- WHAT IS REQUIRED
List each line of the data in which the string "styled" appears.

- RAW DATA
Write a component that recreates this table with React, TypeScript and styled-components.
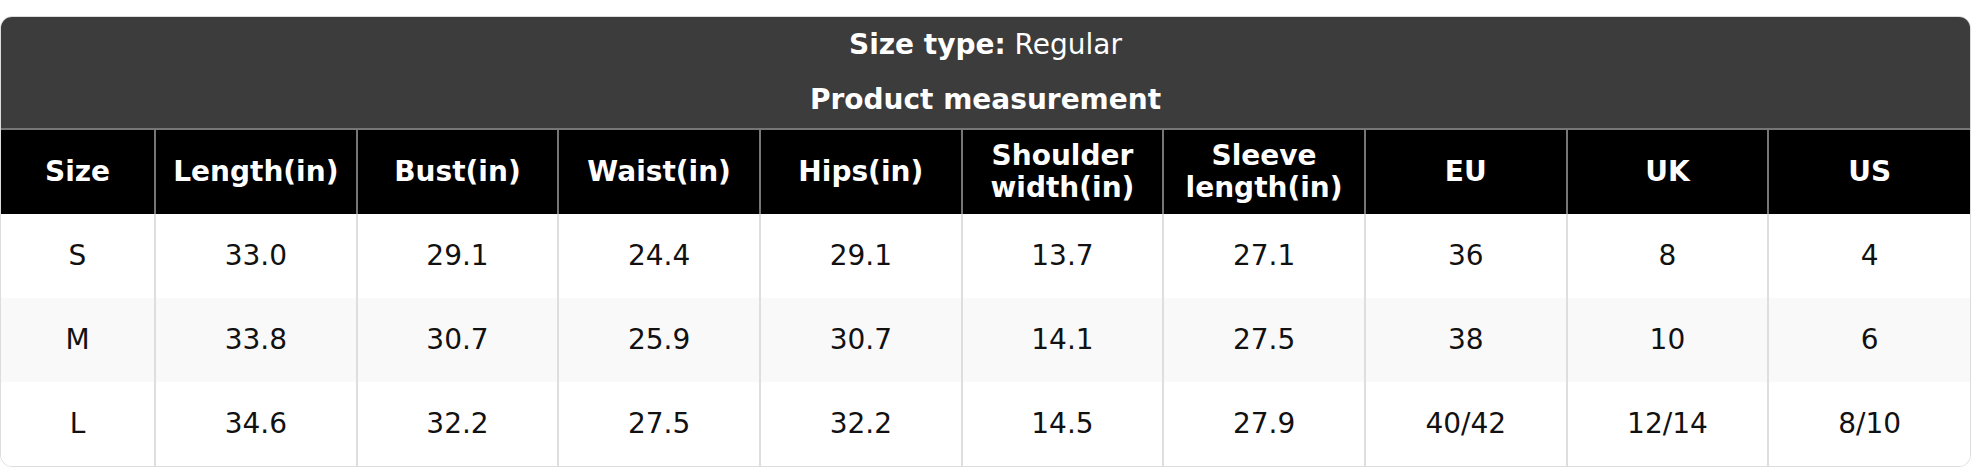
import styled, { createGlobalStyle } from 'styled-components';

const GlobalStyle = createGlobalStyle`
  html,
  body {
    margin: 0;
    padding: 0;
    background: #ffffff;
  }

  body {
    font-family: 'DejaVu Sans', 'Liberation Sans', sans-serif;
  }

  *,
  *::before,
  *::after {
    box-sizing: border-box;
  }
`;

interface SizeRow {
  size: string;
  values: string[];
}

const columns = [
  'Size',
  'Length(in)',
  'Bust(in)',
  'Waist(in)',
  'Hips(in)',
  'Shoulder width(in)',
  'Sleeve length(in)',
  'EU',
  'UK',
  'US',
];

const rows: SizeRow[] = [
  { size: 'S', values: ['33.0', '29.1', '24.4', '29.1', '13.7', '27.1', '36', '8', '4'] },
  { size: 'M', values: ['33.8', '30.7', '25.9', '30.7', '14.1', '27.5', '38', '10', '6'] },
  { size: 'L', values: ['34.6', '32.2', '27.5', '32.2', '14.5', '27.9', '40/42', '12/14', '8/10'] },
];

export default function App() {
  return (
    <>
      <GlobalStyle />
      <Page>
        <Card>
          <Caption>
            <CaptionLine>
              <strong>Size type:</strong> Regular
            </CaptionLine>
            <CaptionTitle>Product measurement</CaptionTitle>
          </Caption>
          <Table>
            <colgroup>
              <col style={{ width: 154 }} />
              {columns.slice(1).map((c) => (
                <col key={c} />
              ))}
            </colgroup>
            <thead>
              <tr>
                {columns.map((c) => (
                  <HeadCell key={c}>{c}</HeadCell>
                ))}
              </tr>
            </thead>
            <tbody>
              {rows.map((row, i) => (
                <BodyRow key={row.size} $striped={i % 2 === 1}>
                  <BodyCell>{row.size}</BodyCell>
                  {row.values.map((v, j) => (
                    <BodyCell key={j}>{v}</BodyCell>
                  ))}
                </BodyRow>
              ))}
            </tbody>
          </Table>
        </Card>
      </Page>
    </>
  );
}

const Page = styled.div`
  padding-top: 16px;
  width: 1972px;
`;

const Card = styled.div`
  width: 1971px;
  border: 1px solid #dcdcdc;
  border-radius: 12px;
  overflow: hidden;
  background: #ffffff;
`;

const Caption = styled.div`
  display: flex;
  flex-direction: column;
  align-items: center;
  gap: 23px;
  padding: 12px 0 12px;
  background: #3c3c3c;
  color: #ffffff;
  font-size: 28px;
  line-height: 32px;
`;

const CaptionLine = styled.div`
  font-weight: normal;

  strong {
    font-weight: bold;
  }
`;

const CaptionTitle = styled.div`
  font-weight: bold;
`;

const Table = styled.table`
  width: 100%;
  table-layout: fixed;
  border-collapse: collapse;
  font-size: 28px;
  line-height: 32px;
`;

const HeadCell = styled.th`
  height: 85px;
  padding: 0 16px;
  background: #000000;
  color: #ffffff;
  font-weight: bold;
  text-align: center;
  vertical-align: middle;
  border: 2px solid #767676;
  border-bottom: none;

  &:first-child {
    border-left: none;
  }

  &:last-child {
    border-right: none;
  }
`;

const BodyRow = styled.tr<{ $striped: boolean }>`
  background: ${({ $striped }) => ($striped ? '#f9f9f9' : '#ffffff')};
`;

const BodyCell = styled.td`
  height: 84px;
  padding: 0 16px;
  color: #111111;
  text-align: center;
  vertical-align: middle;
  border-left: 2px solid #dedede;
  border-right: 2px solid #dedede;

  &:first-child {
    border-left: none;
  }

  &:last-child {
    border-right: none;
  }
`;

- THE REPLY
Write a component that recreates this table with React, TypeScript and styled-components.
import styled, { createGlobalStyle } from 'styled-components';
const Page = styled.div`
const Card = styled.div`
const Caption = styled.div`
const CaptionLine = styled.div`
const CaptionTitle = styled.div`
const Table = styled.table`
const HeadCell = styled.th`
const BodyRow = styled.tr<{ $striped: boolean }>`
const BodyCell = styled.td`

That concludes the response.